The action HM Treasury has taken so far in this area has already pushed forward consistent reporting and disclosure standards data from across the economy to inform decision making. However, up to now, the main focus from regulators and policymakers has been on transitioning away from the old high-carbon economy.

Now, the Government’s forthcoming updated Green Finance Strategy is an opportunity to make the UK a world leader by rapidly accelerating the low carbon alternatives that will form the new green economy.

The ABI also wants to work with our counterparts in other sectors to drive this agenda.

We have reviewed the Net Zero Strategy and the Climate Change Committee’s analysis carefully.

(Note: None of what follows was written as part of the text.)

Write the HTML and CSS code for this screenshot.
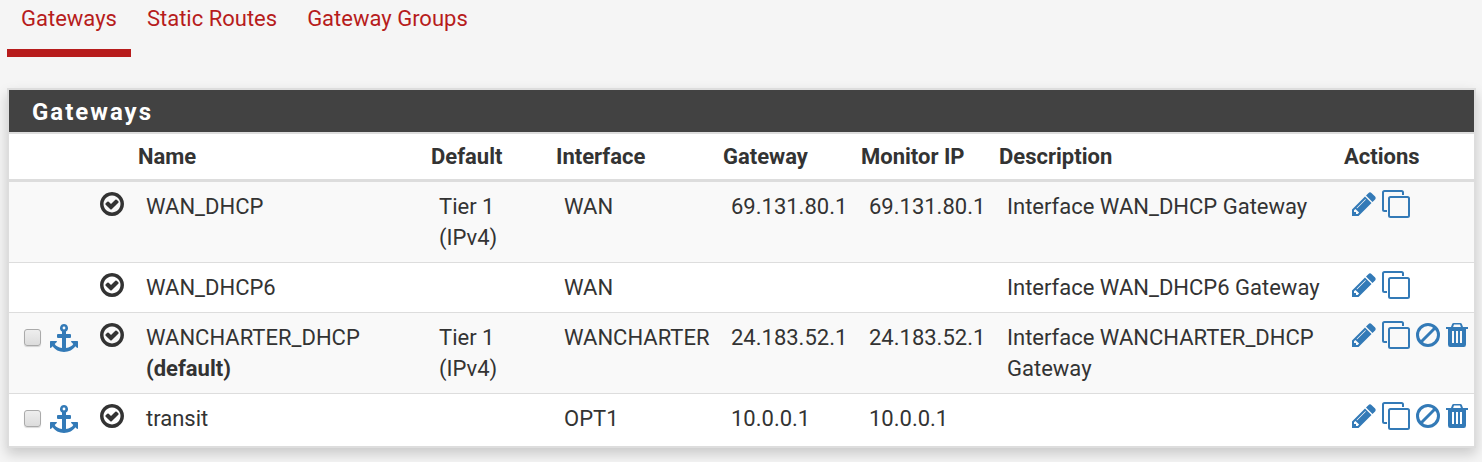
FILE: index.html
```html
<!DOCTYPE html>
<html lang="en">
<head>
<meta charset="utf-8">
<title>Gateways</title>
<link rel="stylesheet" href="styles.css">
</head>
<body>
<svg class="sprite" aria-hidden="true">
  <symbol id="i-check" viewBox="128 128 1536 1536"><path d="M1299 813l-422 422q-19 19-45 19t-45-19l-294-294q-19-19-19-45t19-45l102-102q19-19 45-19t45 19l147 147 275-275q19-19 45-19t45 19l102 102q19 19 19 45t-19 45zm141 83q0-148-73-273t-198-198-273-73-273 73-198 198-73 273 73 273 198 198 273 73 273-73 198-198 73-273zm224 0q0 209-103 385.500t-279.500 279.500-385.500 103-385.500-103-279.500-279.500-103-385.500 103-385.500 279.500-279.500 385.500-103 385.500 103 279.500 279.500 103 385.500z"/></symbol>
  <symbol id="i-pencil" viewBox="128 128 1536 1536"><path d="M491 1536l91-91-235-235-91 91v107h128v128h107zm523-928q0-22-22-22-10 0-17 7l-542 542q-7 7-7 17 0 22 22 22 10 0 17-7l542-542q7-7 7-17zm-54-192l416 416-832 832h-416v-416zm683 96q0 53-37 90l-166 166-416-416 166-165q36-38 90-38 53 0 91 38l235 234q37 39 37 91z"/></symbol>
  <symbol id="i-clone" viewBox="0 0 28 28"><path fill="none" stroke="currentColor" stroke-width="2" d="M5 21H2.500Q1 21 1 19.500V2.500Q1 1 2.500 1H19.500Q21 1 21 2.500V5M8.500 7H25.500Q27 7 27 8.500V25.500Q27 27 25.500 27H8.500Q7 27 7 25.500V8.500Q7 7 8.500 7Z"/></symbol>
  <symbol id="i-ban" viewBox="0 0 24 24"><g fill="none" stroke="currentColor" stroke-width="3"><circle cx="12" cy="12" r="10.500"/><path d="M4.800 19.200L19.200 4.800"/></g></symbol>
  <symbol id="i-trash" viewBox="0 0 22 24"><path fill-rule="evenodd" d="M7.700 0h6.600q1.200 0 1.600 1L17 4h5v2h-2v15.500q0 2.500-2.200 2.500H4.200q-2.200 0-2.200-2.500V6H0V4h5l1.100-3q0.400-1 1.600-1zM8 1.500L7.100 4h7.800L14 1.500zM6 8v12h2V8zM10 8v12h2V8zM14 8v12h2V8z"/></symbol>
  <symbol id="i-anchor" viewBox="0 0 28 28"><path fill-rule="evenodd" d="M14 0a4 4 0 0 1 2 7.460V10h4q1 0 1 1v2q0 1-1 1h-4v10.100c3.400-.5 6.200-2.100 7.300-4.100l-2.100-2.100q-.6-.9.500-.9H27.300q.7 0 .7.700v5.600q-.2 1.100-1.100.5l-1.600-1.500C23.200 25.800 18.800 28 14 28S4.800 25.800 2.700 22.300l-1.600 1.500Q.2 24.400 0 23.300v-5.600Q0 17 .7 17h5.600q1.100 0 .5.900L4.700 20c1.100 2 3.900 3.600 7.300 4.100V14H8q-1 0-1-1v-2q0-1 1-1h4V7.460A4 4 0 0 1 14 0zM14 2.600a1.400 1.400 0 1 0 0 2.800a1.400 1.400 0 0 0 0-2.800z"/></symbol>
</svg>
<nav class="tabs">
  <a class="tab active" href="#gateways" aria-current="page">Gateways</a>
  <a class="tab" href="#routes">Static Routes</a>
  <a class="tab" href="#groups">Gateway Groups</a>
</nav>
<section class="panel">
  <h2 class="panel-title">Gateways</h2>
  <table class="gateways">
    <colgroup>
      <col class="c-select"><col class="c-status"><col class="c-name"><col class="c-default"><col class="c-interface"><col class="c-ip"><col class="c-ip"><col><col class="c-actions">
    </colgroup>
    <thead>
      <tr><th></th><th></th><th>Name</th><th>Default</th><th>Interface</th><th>Gateway</th><th>Monitor IP</th><th>Description</th><th>Actions</th></tr>
    </thead>
    <tbody>
      <tr>
        <td></td>
        <td><svg class="icon status"><use href="#i-check"/></svg></td>
        <td>WAN_DHCP</td><td>Tier 1 (IPv4)</td><td>WAN</td><td>69.131.80.1</td><td>69.131.80.1</td><td>Interface WAN_DHCP Gateway</td>
        <td><div class="actions">
          <a href="#edit" aria-label="Edit"><svg class="icon"><use href="#i-pencil"/></svg></a>
          <a href="#copy" aria-label="Copy"><svg class="icon large"><use href="#i-clone"/></svg></a>
        </div></td>
      </tr>
      <tr>
        <td></td>
        <td><svg class="icon status"><use href="#i-check"/></svg></td>
        <td>WAN_DHCP6</td><td></td><td>WAN</td><td></td><td></td><td>Interface WAN_DHCP6 Gateway</td>
        <td><div class="actions">
          <a href="#edit" aria-label="Edit"><svg class="icon"><use href="#i-pencil"/></svg></a>
          <a href="#copy" aria-label="Copy"><svg class="icon large"><use href="#i-clone"/></svg></a>
        </div></td>
      </tr>
      <tr>
        <td><div class="select"><input class="tick" type="checkbox" aria-label="Select WANCHARTER_DHCP"><a href="#move" aria-label="Move"><svg class="icon large"><use href="#i-anchor"/></svg></a></div></td>
        <td><svg class="icon status"><use href="#i-check"/></svg></td>
        <td>WANCHARTER_DHCP <strong>(default)</strong></td><td>Tier 1 (IPv4)</td><td>WANCHARTER</td><td>24.183.52.1</td><td>24.183.52.1</td><td>Interface WANCHARTER_DHCP Gateway</td>
        <td><div class="actions">
          <a href="#edit" aria-label="Edit"><svg class="icon"><use href="#i-pencil"/></svg></a>
          <a href="#copy" aria-label="Copy"><svg class="icon large"><use href="#i-clone"/></svg></a>
          <a href="#disable" aria-label="Disable"><svg class="icon"><use href="#i-ban"/></svg></a>
          <a href="#delete" aria-label="Delete"><svg class="icon narrow"><use href="#i-trash"/></svg></a>
        </div></td>
      </tr>
      <tr>
        <td><div class="select"><input class="tick" type="checkbox" aria-label="Select transit"><a href="#move" aria-label="Move"><svg class="icon large"><use href="#i-anchor"/></svg></a></div></td>
        <td><svg class="icon status"><use href="#i-check"/></svg></td>
        <td>transit</td><td></td><td>OPT1</td><td>10.0.0.1</td><td>10.0.0.1</td><td></td>
        <td><div class="actions">
          <a href="#edit" aria-label="Edit"><svg class="icon"><use href="#i-pencil"/></svg></a>
          <a href="#copy" aria-label="Copy"><svg class="icon large"><use href="#i-clone"/></svg></a>
          <a href="#disable" aria-label="Disable"><svg class="icon"><use href="#i-ban"/></svg></a>
          <a href="#delete" aria-label="Delete"><svg class="icon narrow"><use href="#i-trash"/></svg></a>
        </div></td>
      </tr>
    </tbody>
  </table>
</section>
</body>
</html>
```
FILE: styles.css
```css
* { box-sizing: border-box; }
body {
  margin: 0;
  padding: 0 6px 14px 7px;
  background: #f5f5f5;
  color: #333;
  font: 400 22px/31px Roboto, sans-serif;
}
.sprite { display: none; }
.tabs { display: flex; gap: 2px; margin-bottom: 31px; }
.tab {
  padding: 3px 14px 15px;
  border-bottom: 8px solid transparent;
  color: #b71c1c;
  text-decoration: none;
}
.tab.active { border-color: #b71c1c; }
.panel {
  padding-bottom: 3px;
  background: #fff;
  border: 2px solid #ddd;
  box-shadow: 0 6px 12px rgba(0, 0, 0, .18);
}
.panel-title {
  margin: 0;
  padding: 7px 23px 4px;
  background: #424242;
  border-bottom: 2px solid #ddd;
  color: #fff;
  font-size: 24px;
  font-weight: 700;
  letter-spacing: 2px;
}
.gateways { width: 100%; table-layout: fixed; border-collapse: separate; border-spacing: 0; }
.c-select { width: 82px; }
.c-status { width: 47px; }
.c-name { width: 20%; }
.c-default { width: 125px; }
.c-interface { width: 167px; }
.c-ip { width: 138px; }
.c-actions { width: 130px; }
th {
  padding: 7px 0;
  border-bottom: 3px solid #ddd;
  text-align: left;
  font-weight: 700;
}
td { padding: 9px 8px; border-bottom: 1px solid #ddd; vertical-align: top; }
td:last-child { padding-right: 0; }
tbody tr:nth-child(odd) { background: #f9f9f9; }
tbody tr:last-child td { border-bottom: 0; }
.icon { display: block; width: 24px; height: 24px; fill: currentColor; }
.large { width: 28px; height: 28px; }
.narrow { width: 22px; }
.status { margin-top: 1px; margin-left: 1px; }
.actions, .select { display: flex; align-items: center; height: 28px; color: #337ab7; }
.actions a, .select a { color: inherit; }
.actions { gap: 6px; margin-top: -1px; }
.select { gap: 9px; padding-left: 7px; margin-top: 2px; }
.tick {
  appearance: none;
  width: 17px;
  height: 17px;
  margin: 0 0 2px;
  border: 1px solid #aaa;
  border-radius: 3px;
  background: linear-gradient(#eee, #dcdcdc);
  box-shadow: 0 1px 1px rgba(0, 0, 0, .15);
}
```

In particular, we believe the following areas would potentially align well for long-term, productive investment in partnership with our sector:

  • Regional Green Jobs clusters linked to major Carbon Capture and Storage (CCS) facilities – investment by ABI members could underpin the infrastructure developments to support these clusters, creating the conditions where the innovative businesses based there can thrive.
  • Low-carbon hydrogen – the certainty provided by the Government’s proposed Net Zero Hydrogen and the long-term nature and relatively predictable usage patterns of this infrastructure makes it a natural fit for institutional investors with longer-term risk appetites. ABI members would also be interested in the infrastructure required to source, transport and store hydrogen.
  • Low emission HGVs – subject to the success of the Government-backed trials of this infrastructure, we would expect considerable interest from ABI members in scaling up this sector and building the supporting infrastructure it will rely on.
  • Electric vehicle charging infrastructure – this requires investment in both deployment at scale and regular maintenance. Investment from ABI members could help address regional barriers, providing financing arrangements are designed to align with our sector’s goals of long-term predictable returns.